Antonio Romanucci promises to “fervently pursue justice,” yet even he admits the deck is stacked. “We are forced into a process that is designed to protect the federal government, not the citizen victim,” he told reporters.
The Larger Stakes
The Court’s erasure of Bivens coincides with the Trump administration’s expansion of ICE street operations far beyond traditional border zones. In the two weeks surrounding Good’s death, agents shot and wounded two men in Portland and another in Minneapolis, each time claiming self-defense.
Without judicial accountability, those claims are investigated internally, then closed. Body-cam footage, if it exists, is rarely released. Civilian review boards have no jurisdiction. And the only path to transparency runs through the same bureaucracy that pulled the trigger.

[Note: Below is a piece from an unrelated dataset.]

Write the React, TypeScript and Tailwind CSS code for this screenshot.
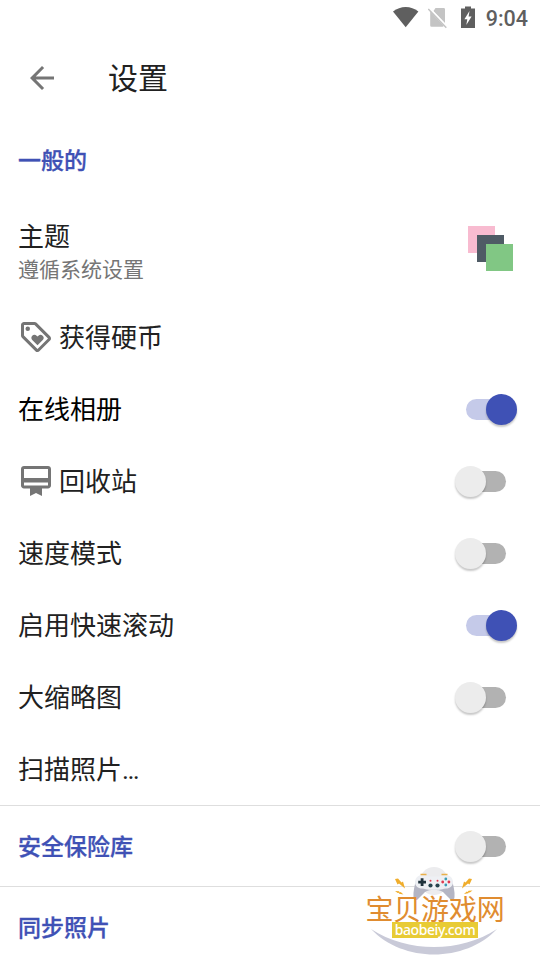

Legal scholars warn that the retreat from Bivens is spreading. Last term, the Court declined to extend the remedy to prison guards; next term, it may refuse to apply it to federal Bureau of Land Management rangers or DEA task-force officers. The logic is contagious: anytime the government invokes “national security” or “immigration,” constitutional torts vanish.
Bottom Line
Renee Nicole Good’s death is not just another officer-involved shooting—it is the clearest illustration yet of how the Supreme Court has transformed federal officers into the least accountable police in America. Until Congress or the Court reverses course, the price of constitutional violations by ICE, Border Patrol, or any other federal agent will be paid by victims and taxpayers, while the officers themselves remain shielded from civil judgment.
That is not an unintended loophole. It is the deliberate architecture of modern federal immunity—built brick by brick since 1971, and cemented in place today.